Never count out a legend.
Roger Federer, the 17-time Grand Slam champion, who looked down and dusted so often in 2013, is back in the conversation. With coach Stefan Edberg by his side and a new racket in his hands, the 32-year-old is back into the semifinals of the Australian Open for the 11th straight year.
But in order to get back into a major final for the first time since Wimbledon 2012, Federer is going to have to keep turning back the clock to get through the toughest opponent he's faced in his career, Rafael Nadal.
That's right, it's time for another "Fedal" clash. It used to be ritual that the two titans of the game would meet deep in majors at least once or twice a season, but with Federer's ranking dropping in recent years, that's no longer the case.
In fact, the last time the two met at a major was in the semifinals in Melbourne two years ago, when Nadal won in four tough sets. The two will finally meet again on Friday, giving Federer another shot at turning the tables against his familiar foe and at giving fans another opportunity to see this famous rivalry on one of the biggest stages of tennis.
Nadal leads the head-to-head over Federer 22-10, and he has won the last four in a row against the Swiss. He's even more dominant in majors. The two have met in 10 majors, with Nadal winning eight of those battles. Federer hasn't defeated Nadal at a major since the 2007 Wimbledon final, back when Nadal was just 20 years old.
Some might say Federer is doomed, while others would contend he's due.
Though Nadal is the No. 1 player in the world right now and coming off one of the best seasons of his career, and Federer is going in the opposite direction, there are reasons to believe this might be Roger's time to shine.
Over the past two weeks, Federer has actually looked to be in better form than the Spaniard. While Nadal has had to scrap his way through matches against players he far outranks, such as Kei Nishikori and Grigor Dimitrov, Federer has polished off in-form threats like No. 10 Jo-Wilfried Tsonga and No. 4 Andy Murray.
So far in 2014, Federer has a spring in his step and is competing with the hunger of an up-and-comer instead of going through the motions like a veteran on his way out.
A lot of that has to do with his new team member, six-time major champion Stefan Edberg. Edberg, the serve-and-volley master, was one of Federer's tennis idols when he was growing up, and having the coach around giving advice and providing support has clearly been a boost for Federer.
Federer's also waving a bigger wand on the court this year. After momentarily switching from his old 90-inch frame to a more modern 98-inch racket head last summer—and then back again after just a couple of rough tournaments—Federer has firmly committed to the bigger racket in 2014 and beyond, according to The New York Times' Christopher Clarey.
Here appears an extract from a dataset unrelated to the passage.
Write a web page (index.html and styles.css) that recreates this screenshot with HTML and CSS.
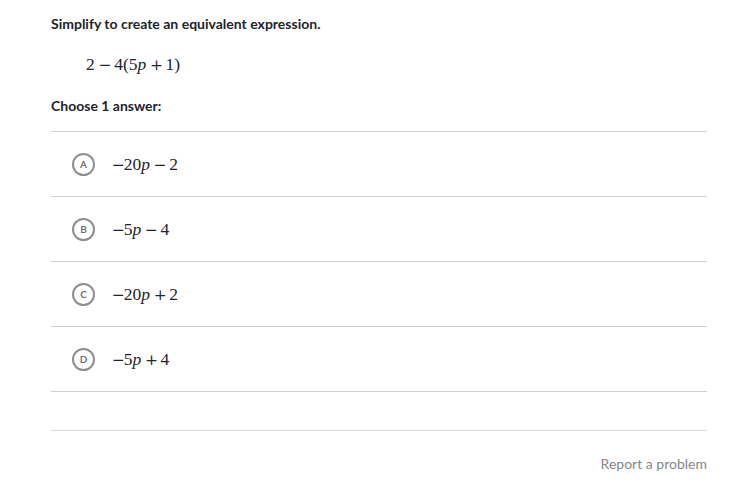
FILE: index.html
```html
<!DOCTYPE html>
<html>
<head>
<meta charset="utf-8">
<link rel="stylesheet" href="styles.css">
</head>
<body>
<div class="page">
  <div class="title">Simplify to create an equivalent expression.</div>
  <div class="expr m">2<span class="op">−</span>4(5<i>p</i><span class="op">+</span>1)</div>
  <div class="choose">Choose 1 answer:</div>
  <ul class="choices">
    <li class="choice"><span class="letter">A</span><span class="m"><span class="un">−</span>20<i>p</i><span class="op">−</span>2</span></li>
    <li class="choice"><span class="letter">B</span><span class="m"><span class="un">−</span>5<i>p</i><span class="op">−</span>4</span></li>
    <li class="choice"><span class="letter">C</span><span class="m"><span class="un">−</span>20<i>p</i><span class="op">+</span>2</span></li>
    <li class="choice"><span class="letter">D</span><span class="m"><span class="un">−</span>5<i>p</i><span class="op">+</span>4</span></li>
  </ul>
  <div class="spacer"></div>
  <div class="footer"><span class="report">Report a problem</span></div>
</div>
</body>
</html>
```
FILE: styles.css
```css
html, body {
  margin: 0;
  padding: 0;
  background: #fff;
}
.page {
  width: 656px;
  margin-left: 51px;
  padding-top: 14px;
  font-family: Lato, "Liberation Sans", sans-serif;
  color: #21242c;
}
.title {
  font-size: 14px;
  font-weight: bold;
  line-height: 20px;
  height: 20px;
}
.m {
  font-family: "Liberation Serif", "DejaVu Serif", serif;
  font-size: 17.5px;
  line-height: 22px;
  color: #21242c;
}
.m i {
  font-style: italic;
}
.op, .un {
  display: inline-block;
  width: 0.75em;
  text-align: center;
  font-family: "DejaVu Serif", serif;
  font-size: 15.5px;
  line-height: 22px;
}
.op {
  margin: 0 0.25em;
}
.expr {
  padding-left: 35px;
  margin-top: 19px;
  height: 22px;
}
.choose {
  margin-top: 21px;
  font-size: 14px;
  font-weight: bold;
  line-height: 20px;
  height: 20px;
}
.choices {
  list-style: none;
  margin: 15px 0 0;
  padding: 0;
  border-top: 1px solid #cfcfcf;
}
.choice {
  display: flex;
  align-items: center;
  height: 64px;
  border-bottom: 1px solid #cfcfcf;
  padding-left: 21px;
}
.letter {
  width: 19px;
  height: 19px;
  border: 2px solid #8d8e90;
  border-radius: 50%;
  display: flex;
  align-items: center;
  justify-content: center;
  font-size: 10px;
  font-weight: bold;
  color: #6f7175;
  margin-right: 17px;
  flex: none;
}
.spacer {
  height: 38px;
  border-bottom: 1px solid #dcdcdc;
}
.footer {
  display: flex;
  justify-content: flex-end;
  padding-top: 23px;
}
.report {
  font-size: 14px;
  color: #85878a;
  line-height: 20px;
}
```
The switch is definitely helping him get more pop on his shots, particularly his backhand, which was prone to shanks last year.
But most importantly, Federer is feeling healthy for the first time in over a year, and therefore was able to put in the fitness work he needed during the offseason to be in prime form in Australia.
As he said in an interview on Wednesday, per AusOpen.com, that's been making all the difference in his confidence level:
I've been feeling really well. Physically I know that I can do it. And then because I'm feeling good physically, then I can really think about tactics I want to play, how aggressive or how passive do you want to play. I have all these opportunities now.
Meanwhile, Federer's upcoming opponent has not been looking his best throughout the fortnight. Nadal has been dealing with an ugly blister on his hand, and he's been struggling to find his first serve and the range on his usually lethal forehand.
When you combine those points with the fact that it's supposed to rain on Friday night—meaning the roof in Rod Laver Arena might be closed, which would give Federer the indoor conditions that he loves and Nadal doesn't—it's hard not to give him a chance in this one.
He's certainly not counting himself out.
"Clearly when you're in the semis you start dreaming," Federer said, per AusOpen.com, after he defeated Murray. "There's no doubt about that."
It would be a huge deal for the player, whom many consider to be the greatest of all time, to get back to a major final after so many have recently counted him out. It would be especially sweet if it happened this late in his career, in this particular tournament, with one of the toughest slam draws he's had in his entire career.
Federer is certainly the underdog headed into this match, but underestimate him at your own peril. It's time to see if the man fan's call the Swiss Maestro has a few tricks left up his sleeve.